Dataset items:

• • • •

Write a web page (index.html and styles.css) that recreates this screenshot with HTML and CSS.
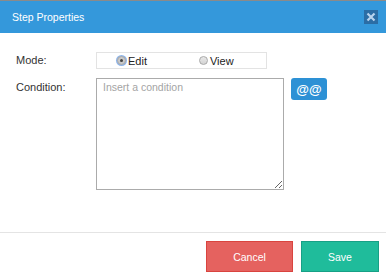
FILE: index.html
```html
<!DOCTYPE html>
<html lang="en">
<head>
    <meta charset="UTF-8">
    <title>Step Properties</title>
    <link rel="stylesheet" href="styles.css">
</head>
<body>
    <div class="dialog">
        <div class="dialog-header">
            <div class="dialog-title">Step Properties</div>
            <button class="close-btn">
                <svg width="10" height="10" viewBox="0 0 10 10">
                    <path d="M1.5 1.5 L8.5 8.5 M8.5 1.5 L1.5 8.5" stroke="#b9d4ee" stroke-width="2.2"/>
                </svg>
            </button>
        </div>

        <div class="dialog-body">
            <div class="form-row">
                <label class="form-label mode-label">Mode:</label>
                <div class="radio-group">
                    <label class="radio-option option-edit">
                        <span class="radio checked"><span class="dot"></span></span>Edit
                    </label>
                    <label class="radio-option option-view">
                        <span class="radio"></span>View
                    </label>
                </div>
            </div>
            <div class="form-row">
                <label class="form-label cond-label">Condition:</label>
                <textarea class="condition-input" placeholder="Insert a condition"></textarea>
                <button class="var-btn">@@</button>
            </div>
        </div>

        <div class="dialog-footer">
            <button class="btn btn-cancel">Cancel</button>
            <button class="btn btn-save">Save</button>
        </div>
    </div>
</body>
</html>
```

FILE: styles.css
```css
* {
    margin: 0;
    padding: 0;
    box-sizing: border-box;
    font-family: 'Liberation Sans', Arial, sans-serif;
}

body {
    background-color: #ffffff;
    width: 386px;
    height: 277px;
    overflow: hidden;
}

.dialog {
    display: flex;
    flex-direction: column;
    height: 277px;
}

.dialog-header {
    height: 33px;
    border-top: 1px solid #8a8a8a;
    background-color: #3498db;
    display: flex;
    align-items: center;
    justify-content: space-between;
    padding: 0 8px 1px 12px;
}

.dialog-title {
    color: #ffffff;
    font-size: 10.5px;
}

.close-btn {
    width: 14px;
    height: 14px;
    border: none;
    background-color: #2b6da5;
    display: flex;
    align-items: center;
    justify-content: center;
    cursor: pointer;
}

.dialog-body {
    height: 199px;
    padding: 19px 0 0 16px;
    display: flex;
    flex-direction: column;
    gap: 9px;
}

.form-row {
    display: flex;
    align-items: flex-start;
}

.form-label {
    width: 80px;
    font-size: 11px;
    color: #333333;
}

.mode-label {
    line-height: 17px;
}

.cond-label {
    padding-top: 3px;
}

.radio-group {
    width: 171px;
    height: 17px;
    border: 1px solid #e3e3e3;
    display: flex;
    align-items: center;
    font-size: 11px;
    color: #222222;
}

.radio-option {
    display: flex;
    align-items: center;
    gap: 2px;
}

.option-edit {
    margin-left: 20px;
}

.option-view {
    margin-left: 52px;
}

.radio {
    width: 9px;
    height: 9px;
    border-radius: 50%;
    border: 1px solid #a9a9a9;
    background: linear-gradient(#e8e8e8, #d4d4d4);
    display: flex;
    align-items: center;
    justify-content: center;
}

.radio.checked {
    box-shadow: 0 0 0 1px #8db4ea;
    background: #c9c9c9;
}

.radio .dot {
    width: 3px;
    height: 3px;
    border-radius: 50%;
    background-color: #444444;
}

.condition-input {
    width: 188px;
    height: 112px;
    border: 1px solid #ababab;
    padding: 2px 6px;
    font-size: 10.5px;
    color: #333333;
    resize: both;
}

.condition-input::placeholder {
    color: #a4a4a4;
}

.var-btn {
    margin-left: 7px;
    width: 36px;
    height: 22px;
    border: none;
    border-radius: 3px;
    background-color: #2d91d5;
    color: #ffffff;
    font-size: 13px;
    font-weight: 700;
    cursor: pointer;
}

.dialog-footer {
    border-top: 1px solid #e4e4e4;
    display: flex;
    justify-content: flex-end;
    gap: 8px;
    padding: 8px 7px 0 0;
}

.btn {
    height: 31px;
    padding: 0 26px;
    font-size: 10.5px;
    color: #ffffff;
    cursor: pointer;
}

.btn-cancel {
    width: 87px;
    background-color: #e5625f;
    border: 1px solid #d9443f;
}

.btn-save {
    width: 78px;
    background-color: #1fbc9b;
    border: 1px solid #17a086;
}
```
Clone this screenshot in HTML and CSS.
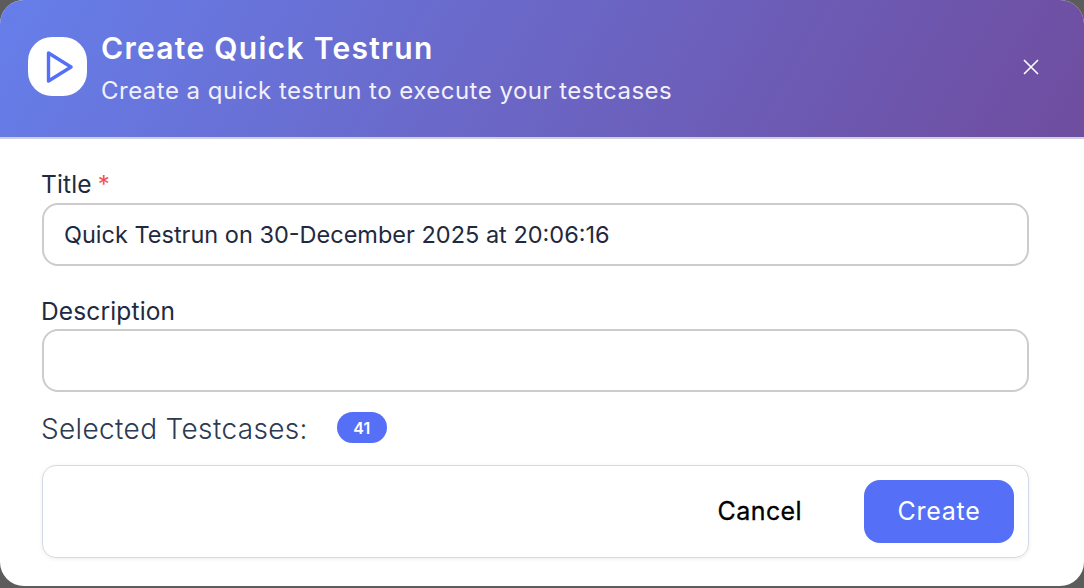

• • • •

Every record gets retyped exactly; no picture goes into the copy.

■ Response below ■
Write a web page (index.html and styles.css) that recreates this screenshot with HTML and CSS.
FILE: index.html
```html
<!DOCTYPE html>
<html lang="en">
<head>
    <meta charset="UTF-8">
    <title>Step Properties</title>
    <link rel="stylesheet" href="styles.css">
</head>
<body>
    <div class="dialog">
        <div class="dialog-header">
            <div class="dialog-title">Step Properties</div>
            <button class="close-btn">
                <svg width="10" height="10" viewBox="0 0 10 10">
                    <path d="M1.5 1.5 L8.5 8.5 M8.5 1.5 L1.5 8.5" stroke="#b9d4ee" stroke-width="2.2"/>
                </svg>
            </button>
        </div>

        <div class="dialog-body">
            <div class="form-row">
                <label class="form-label mode-label">Mode:</label>
                <div class="radio-group">
                    <label class="radio-option option-edit">
                        <span class="radio checked"><span class="dot"></span></span>Edit
                    </label>
                    <label class="radio-option option-view">
                        <span class="radio"></span>View
                    </label>
                </div>
            </div>
            <div class="form-row">
                <label class="form-label cond-label">Condition:</label>
                <textarea class="condition-input" placeholder="Insert a condition"></textarea>
                <button class="var-btn">@@</button>
            </div>
        </div>

        <div class="dialog-footer">
            <button class="btn btn-cancel">Cancel</button>
            <button class="btn btn-save">Save</button>
        </div>
    </div>
</body>
</html>
```

FILE: styles.css
```css
* {
    margin: 0;
    padding: 0;
    box-sizing: border-box;
    font-family: 'Liberation Sans', Arial, sans-serif;
}

body {
    background-color: #ffffff;
    width: 386px;
    height: 277px;
    overflow: hidden;
}

.dialog {
    display: flex;
    flex-direction: column;
    height: 277px;
}

.dialog-header {
    height: 33px;
    border-top: 1px solid #8a8a8a;
    background-color: #3498db;
    display: flex;
    align-items: center;
    justify-content: space-between;
    padding: 0 8px 1px 12px;
}

.dialog-title {
    color: #ffffff;
    font-size: 10.5px;
}

.close-btn {
    width: 14px;
    height: 14px;
    border: none;
    background-color: #2b6da5;
    display: flex;
    align-items: center;
    justify-content: center;
    cursor: pointer;
}

.dialog-body {
    height: 199px;
    padding: 19px 0 0 16px;
    display: flex;
    flex-direction: column;
    gap: 9px;
}

.form-row {
    display: flex;
    align-items: flex-start;
}

.form-label {
    width: 80px;
    font-size: 11px;
    color: #333333;
}

.mode-label {
    line-height: 17px;
}

.cond-label {
    padding-top: 3px;
}

.radio-group {
    width: 171px;
    height: 17px;
    border: 1px solid #e3e3e3;
    display: flex;
    align-items: center;
    font-size: 11px;
    color: #222222;
}

.radio-option {
    display: flex;
    align-items: center;
    gap: 2px;
}

.option-edit {
    margin-left: 20px;
}

.option-view {
    margin-left: 52px;
}

.radio {
    width: 9px;
    height: 9px;
    border-radius: 50%;
    border: 1px solid #a9a9a9;
    background: linear-gradient(#e8e8e8, #d4d4d4);
    display: flex;
    align-items: center;
    justify-content: center;
}

.radio.checked {
    box-shadow: 0 0 0 1px #8db4ea;
    background: #c9c9c9;
}

.radio .dot {
    width: 3px;
    height: 3px;
    border-radius: 50%;
    background-color: #444444;
}

.condition-input {
    width: 188px;
    height: 112px;
    border: 1px solid #ababab;
    padding: 2px 6px;
    font-size: 10.5px;
    color: #333333;
    resize: both;
}

.condition-input::placeholder {
    color: #a4a4a4;
}

.var-btn {
    margin-left: 7px;
    width: 36px;
    height: 22px;
    border: none;
    border-radius: 3px;
    background-color: #2d91d5;
    color: #ffffff;
    font-size: 13px;
    font-weight: 700;
    cursor: pointer;
}

.dialog-footer {
    border-top: 1px solid #e4e4e4;
    display: flex;
    justify-content: flex-end;
    gap: 8px;
    padding: 8px 7px 0 0;
}

.btn {
    height: 31px;
    padding: 0 26px;
    font-size: 10.5px;
    color: #ffffff;
    cursor: pointer;
}

.btn-cancel {
    width: 87px;
    background-color: #e5625f;
    border: 1px solid #d9443f;
}

.btn-save {
    width: 78px;
    background-color: #1fbc9b;
    border: 1px solid #17a086;
}
```
Clone this screenshot in HTML and CSS.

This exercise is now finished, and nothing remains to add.